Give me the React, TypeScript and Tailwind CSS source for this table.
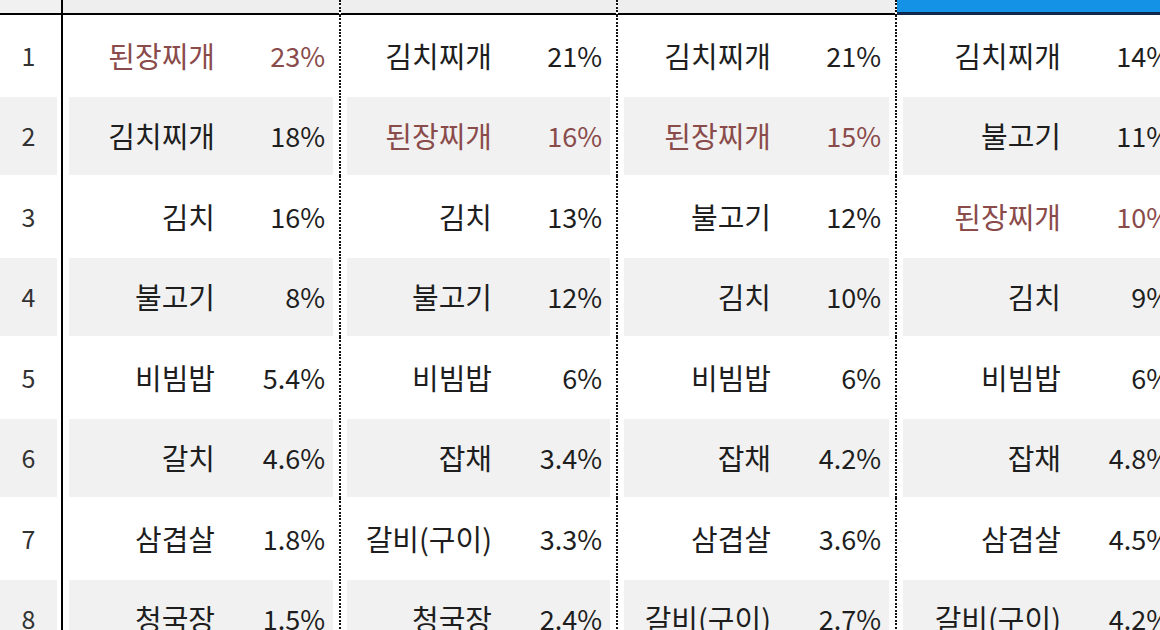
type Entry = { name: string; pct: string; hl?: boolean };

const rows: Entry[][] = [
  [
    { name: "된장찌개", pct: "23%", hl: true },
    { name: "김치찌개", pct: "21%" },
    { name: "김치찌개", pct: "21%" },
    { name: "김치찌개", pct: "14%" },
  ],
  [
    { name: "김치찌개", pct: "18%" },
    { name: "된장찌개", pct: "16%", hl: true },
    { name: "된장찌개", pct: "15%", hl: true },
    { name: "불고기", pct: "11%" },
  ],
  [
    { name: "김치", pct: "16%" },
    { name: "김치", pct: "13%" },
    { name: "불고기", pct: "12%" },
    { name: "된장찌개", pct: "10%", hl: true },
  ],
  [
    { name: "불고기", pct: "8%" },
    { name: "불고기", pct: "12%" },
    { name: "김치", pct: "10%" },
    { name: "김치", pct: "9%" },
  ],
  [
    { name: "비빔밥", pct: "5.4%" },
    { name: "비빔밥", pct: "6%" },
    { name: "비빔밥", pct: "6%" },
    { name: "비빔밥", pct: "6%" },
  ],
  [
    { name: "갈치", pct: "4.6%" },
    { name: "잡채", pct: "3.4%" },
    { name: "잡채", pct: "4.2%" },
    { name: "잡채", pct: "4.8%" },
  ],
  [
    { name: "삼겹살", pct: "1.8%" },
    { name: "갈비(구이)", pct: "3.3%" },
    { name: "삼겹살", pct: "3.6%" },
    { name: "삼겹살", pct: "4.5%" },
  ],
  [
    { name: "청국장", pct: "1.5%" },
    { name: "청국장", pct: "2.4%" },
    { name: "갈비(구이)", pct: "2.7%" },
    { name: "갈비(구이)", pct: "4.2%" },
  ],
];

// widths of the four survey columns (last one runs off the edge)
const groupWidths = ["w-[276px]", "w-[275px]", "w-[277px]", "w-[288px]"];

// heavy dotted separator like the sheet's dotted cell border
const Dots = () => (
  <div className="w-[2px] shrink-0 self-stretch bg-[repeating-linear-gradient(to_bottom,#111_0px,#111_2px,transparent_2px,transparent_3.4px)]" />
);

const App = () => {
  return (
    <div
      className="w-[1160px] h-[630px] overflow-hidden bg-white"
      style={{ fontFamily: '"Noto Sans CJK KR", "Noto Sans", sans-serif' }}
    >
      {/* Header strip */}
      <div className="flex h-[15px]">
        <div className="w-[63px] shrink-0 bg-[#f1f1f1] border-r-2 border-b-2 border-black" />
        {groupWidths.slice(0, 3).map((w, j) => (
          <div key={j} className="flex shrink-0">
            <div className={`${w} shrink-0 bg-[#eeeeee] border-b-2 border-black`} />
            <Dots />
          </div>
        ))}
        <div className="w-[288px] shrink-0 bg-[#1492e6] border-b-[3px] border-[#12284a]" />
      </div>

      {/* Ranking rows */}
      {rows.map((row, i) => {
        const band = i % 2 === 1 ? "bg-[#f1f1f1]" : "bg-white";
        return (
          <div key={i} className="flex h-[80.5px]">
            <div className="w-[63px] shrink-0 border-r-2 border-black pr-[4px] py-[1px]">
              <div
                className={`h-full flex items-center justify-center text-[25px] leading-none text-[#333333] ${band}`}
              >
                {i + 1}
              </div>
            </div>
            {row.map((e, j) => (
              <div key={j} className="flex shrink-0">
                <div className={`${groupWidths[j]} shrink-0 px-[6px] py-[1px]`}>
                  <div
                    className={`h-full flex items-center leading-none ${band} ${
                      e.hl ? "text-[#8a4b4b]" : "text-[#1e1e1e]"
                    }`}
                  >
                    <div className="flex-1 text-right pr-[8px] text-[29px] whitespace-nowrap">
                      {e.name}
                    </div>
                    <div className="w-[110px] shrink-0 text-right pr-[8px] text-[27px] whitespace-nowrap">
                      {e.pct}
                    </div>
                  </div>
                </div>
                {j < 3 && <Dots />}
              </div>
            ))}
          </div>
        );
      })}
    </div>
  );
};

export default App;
☆ ☆ ☆ ☆ ☆
Reproduce the data above word for word from its first line through the line that holds "string; pct: string;", both ends included; skip pictures.

### EXERCISE RESPONSE
Give me the React, TypeScript and Tailwind CSS source for this table.
type Entry = { name: string; pct: string; hl?: boolean };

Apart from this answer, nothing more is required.